WORK TO DO.
All lines featuring the string "this" are to be listed.

TASK DATA.
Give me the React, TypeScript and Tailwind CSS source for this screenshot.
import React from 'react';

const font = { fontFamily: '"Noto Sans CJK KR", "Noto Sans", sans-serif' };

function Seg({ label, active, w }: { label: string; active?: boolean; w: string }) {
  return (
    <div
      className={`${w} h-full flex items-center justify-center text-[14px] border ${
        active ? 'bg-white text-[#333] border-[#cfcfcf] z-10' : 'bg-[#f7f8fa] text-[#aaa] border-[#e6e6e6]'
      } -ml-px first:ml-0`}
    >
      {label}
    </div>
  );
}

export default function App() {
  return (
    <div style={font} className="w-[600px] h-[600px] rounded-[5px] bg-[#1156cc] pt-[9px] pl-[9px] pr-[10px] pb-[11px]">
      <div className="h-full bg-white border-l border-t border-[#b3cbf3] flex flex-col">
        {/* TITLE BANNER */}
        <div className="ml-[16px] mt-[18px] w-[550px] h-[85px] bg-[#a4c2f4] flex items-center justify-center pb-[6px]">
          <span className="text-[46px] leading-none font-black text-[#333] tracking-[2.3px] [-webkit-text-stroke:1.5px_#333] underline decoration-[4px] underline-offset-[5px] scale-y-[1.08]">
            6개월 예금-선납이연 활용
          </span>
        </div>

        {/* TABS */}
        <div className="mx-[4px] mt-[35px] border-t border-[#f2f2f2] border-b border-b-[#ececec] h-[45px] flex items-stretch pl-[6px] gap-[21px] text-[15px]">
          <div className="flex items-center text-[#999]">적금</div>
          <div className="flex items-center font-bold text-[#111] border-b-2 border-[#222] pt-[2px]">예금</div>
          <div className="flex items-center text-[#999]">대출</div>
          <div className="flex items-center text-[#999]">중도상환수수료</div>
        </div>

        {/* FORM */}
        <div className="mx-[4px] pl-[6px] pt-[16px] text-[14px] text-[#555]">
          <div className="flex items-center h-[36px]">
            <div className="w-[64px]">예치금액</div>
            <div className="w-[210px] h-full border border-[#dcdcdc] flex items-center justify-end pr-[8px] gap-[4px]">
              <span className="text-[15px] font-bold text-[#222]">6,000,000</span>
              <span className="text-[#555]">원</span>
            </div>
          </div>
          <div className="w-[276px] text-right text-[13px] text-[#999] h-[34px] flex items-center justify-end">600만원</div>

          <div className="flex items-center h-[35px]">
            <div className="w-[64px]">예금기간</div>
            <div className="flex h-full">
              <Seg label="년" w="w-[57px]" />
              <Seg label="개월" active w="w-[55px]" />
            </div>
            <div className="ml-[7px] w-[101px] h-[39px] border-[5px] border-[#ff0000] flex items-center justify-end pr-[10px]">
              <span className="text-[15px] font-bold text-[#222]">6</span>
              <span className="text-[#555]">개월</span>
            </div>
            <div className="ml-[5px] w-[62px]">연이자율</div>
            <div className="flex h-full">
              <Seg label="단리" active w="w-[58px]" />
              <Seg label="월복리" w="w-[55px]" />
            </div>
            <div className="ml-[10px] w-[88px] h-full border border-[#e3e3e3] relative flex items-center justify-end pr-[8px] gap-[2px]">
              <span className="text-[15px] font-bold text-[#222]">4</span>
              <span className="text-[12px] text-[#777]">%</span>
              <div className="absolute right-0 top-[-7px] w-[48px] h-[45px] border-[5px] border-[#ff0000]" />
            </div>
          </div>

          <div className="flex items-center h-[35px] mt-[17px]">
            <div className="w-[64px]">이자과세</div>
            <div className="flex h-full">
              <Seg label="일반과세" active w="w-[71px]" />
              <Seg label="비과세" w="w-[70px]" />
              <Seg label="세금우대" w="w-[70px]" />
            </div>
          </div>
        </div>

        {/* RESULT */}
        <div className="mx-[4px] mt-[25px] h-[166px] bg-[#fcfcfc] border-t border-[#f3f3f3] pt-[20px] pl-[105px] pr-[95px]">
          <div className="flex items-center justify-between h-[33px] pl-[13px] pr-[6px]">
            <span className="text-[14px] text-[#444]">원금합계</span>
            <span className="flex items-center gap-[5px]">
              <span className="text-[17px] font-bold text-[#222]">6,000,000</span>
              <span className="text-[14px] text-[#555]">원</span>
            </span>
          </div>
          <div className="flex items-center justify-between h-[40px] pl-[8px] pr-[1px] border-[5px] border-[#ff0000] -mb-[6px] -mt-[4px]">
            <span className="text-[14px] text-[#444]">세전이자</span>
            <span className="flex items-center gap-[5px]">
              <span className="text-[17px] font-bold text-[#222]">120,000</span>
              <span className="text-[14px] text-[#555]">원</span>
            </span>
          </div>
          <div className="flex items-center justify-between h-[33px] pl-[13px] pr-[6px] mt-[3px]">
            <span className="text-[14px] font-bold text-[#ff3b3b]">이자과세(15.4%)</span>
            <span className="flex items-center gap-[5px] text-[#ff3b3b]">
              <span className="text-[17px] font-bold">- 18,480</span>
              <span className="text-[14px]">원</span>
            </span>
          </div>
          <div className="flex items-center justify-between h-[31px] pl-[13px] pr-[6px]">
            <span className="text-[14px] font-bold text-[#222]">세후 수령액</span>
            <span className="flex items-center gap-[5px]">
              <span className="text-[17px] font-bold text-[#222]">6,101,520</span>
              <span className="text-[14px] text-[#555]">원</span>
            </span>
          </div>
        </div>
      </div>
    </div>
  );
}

---

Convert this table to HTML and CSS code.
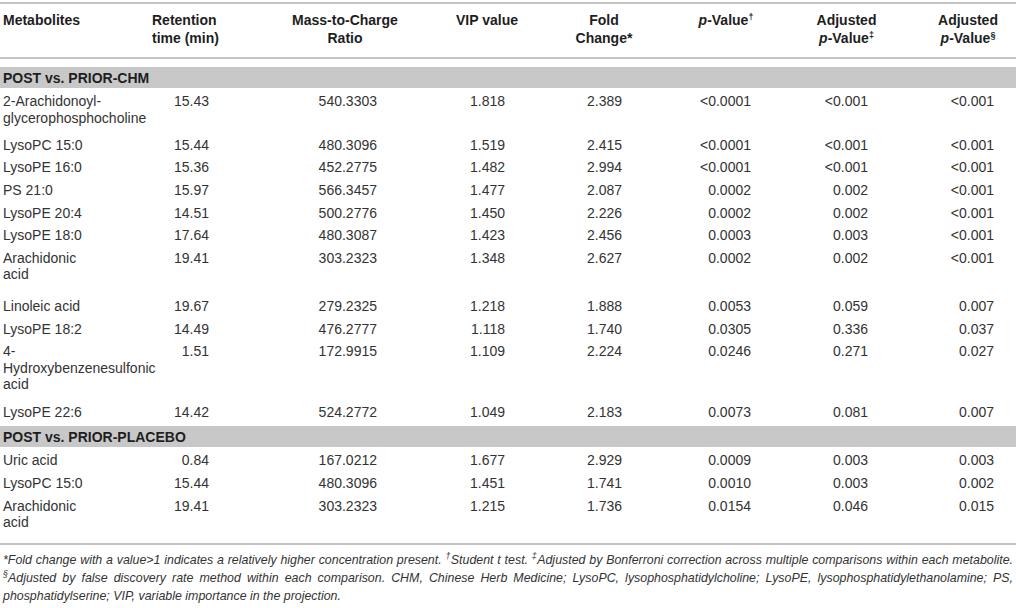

TASK RESPONSE.
Give me the React, TypeScript and Tailwind CSS source for this screenshot.
Convert this table to HTML and CSS code.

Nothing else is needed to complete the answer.